#### [Available data]

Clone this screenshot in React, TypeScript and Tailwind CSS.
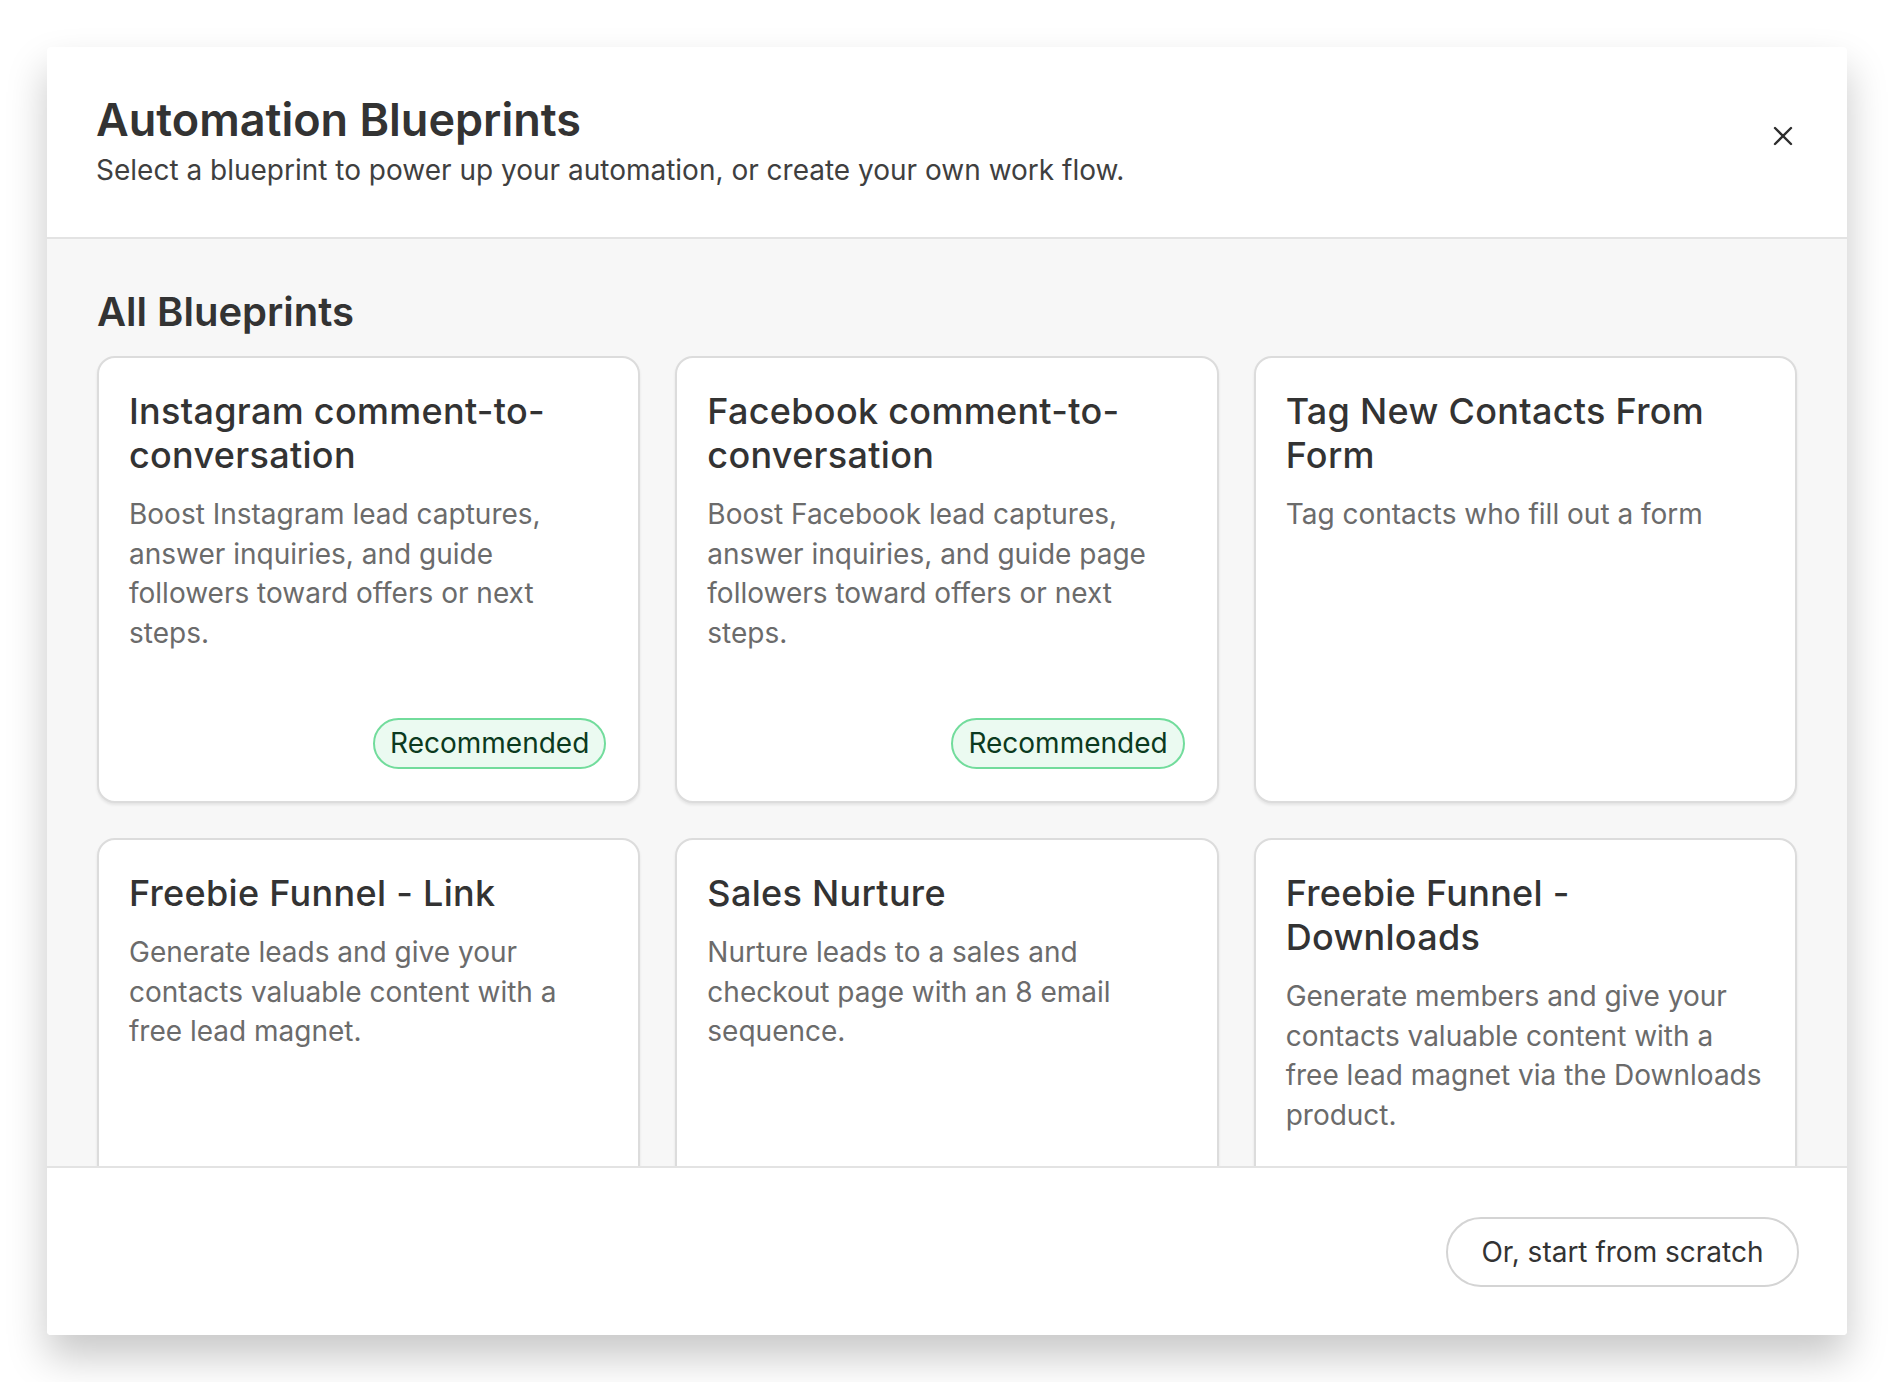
import React from "react";

type Blueprint = {
  title: string;
  description: string;
  recommended?: boolean;
};

const blueprints: Blueprint[] = [
  {
    title: "Instagram comment-to-conversation",
    description:
      "Boost Instagram lead captures, answer inquiries, and guide followers toward offers or next steps.",
    recommended: true,
  },
  {
    title: "Facebook comment-to-conversation",
    description:
      "Boost Facebook lead captures, answer inquiries, and guide page followers toward offers or next steps.",
    recommended: true,
  },
  {
    title: "Tag New Contacts From Form",
    description: "Tag contacts who fill out a form",
  },
  {
    title: "Freebie Funnel - Link",
    description:
      "Generate leads and give your contacts valuable content with a free lead magnet.",
  },
  {
    title: "Sales Nurture",
    description:
      "Nurture leads to a sales and checkout page with an 8 email sequence.",
  },
  {
    title: "Freebie Funnel - Downloads",
    description:
      "Generate members and give your contacts valuable content with a free lead magnet via the Downloads product.",
  },
];

function BlueprintCard({ title, description, recommended }: Blueprint) {
  return (
    <div className="flex h-[447px] flex-col rounded-[18px] border-2 border-[#dcdcdc] bg-white pt-[31px] pr-[24px] pb-[32px] pl-[30px] shadow-[0_2px_3px_rgba(0,0,0,0.08)]">
      <h3 className="text-[36px] font-medium leading-[44px] tracking-[0.3px] text-[#333333]">
        {title}
      </h3>
      <p className="mt-[18px] text-[28px] leading-[39.5px] text-[#6b6b6b]">
        {description}
      </p>
      {recommended && (
        <span className="mt-auto mr-[8px] self-end rounded-full border-2 border-[#72dc9c] bg-[#ebfaf1] px-[15px] py-[4px] text-[28px] leading-[39px] text-[#0b3a20]">
          Recommended
        </span>
      )}
    </div>
  );
}

export default function App() {
  return (
    <div className="min-h-screen bg-white p-[47px] font-['Inter',sans-serif]">
      <div className="flex h-[1288px] w-[1800px] flex-col overflow-hidden rounded-[4px] bg-white shadow-[0_22px_40px_rgba(0,0,0,0.22)]">
        {/* header */}
        <div className="flex h-[192px] shrink-0 items-start justify-between border-b-2 border-[#e3e3e3] pt-[48px] pr-[52px] pl-[49px]">
          <div>
            <h1 className="text-[45px] font-semibold leading-[50px] text-[#333333]">
              Automation Blueprints
            </h1>
            <p className="mt-[7px] text-[28px] leading-[36px] text-[#3f3f3f]">
              Select a blueprint to power up your automation, or create your own work flow.
            </p>
          </div>
          <button className="mt-[29px] text-[#2e2e2e]">
            <svg width="24" height="24" viewBox="0 0 24 24" fill="none" stroke="currentColor" strokeWidth="2.4" strokeLinecap="round">
              <path d="M4 4L20 20M20 4L4 20" />
            </svg>
          </button>
        </div>

        {/* body */}
        <div className="flex-1 overflow-hidden bg-[#f7f7f7] px-[50px] pt-[50px]">
          <h2 className="mb-[21px] text-[40px] font-semibold leading-[46px] text-[#333333]">
            All Blueprints
          </h2>
          <div className="grid grid-cols-3 gap-[35px]">
            {blueprints.map((b) => (
              <BlueprintCard key={b.title} {...b} />
            ))}
          </div>
        </div>

        {/* footer */}
        <div className="flex h-[169px] shrink-0 items-center justify-end border-t-2 border-[#e3e3e3] bg-white pr-[48px]">
          <button className="h-[70px] w-[353px] rounded-full border-2 border-[#d4d4d4] text-[28px] text-[#333333]">
            Or, start from scratch
          </button>
        </div>
      </div>
    </div>
  );
}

#### [Your goal]
Which lines above contain the word "React"? Copy each of them.

#### [Solution to the exercise]
Clone this screenshot in React, TypeScript and Tailwind CSS.
import React from "react";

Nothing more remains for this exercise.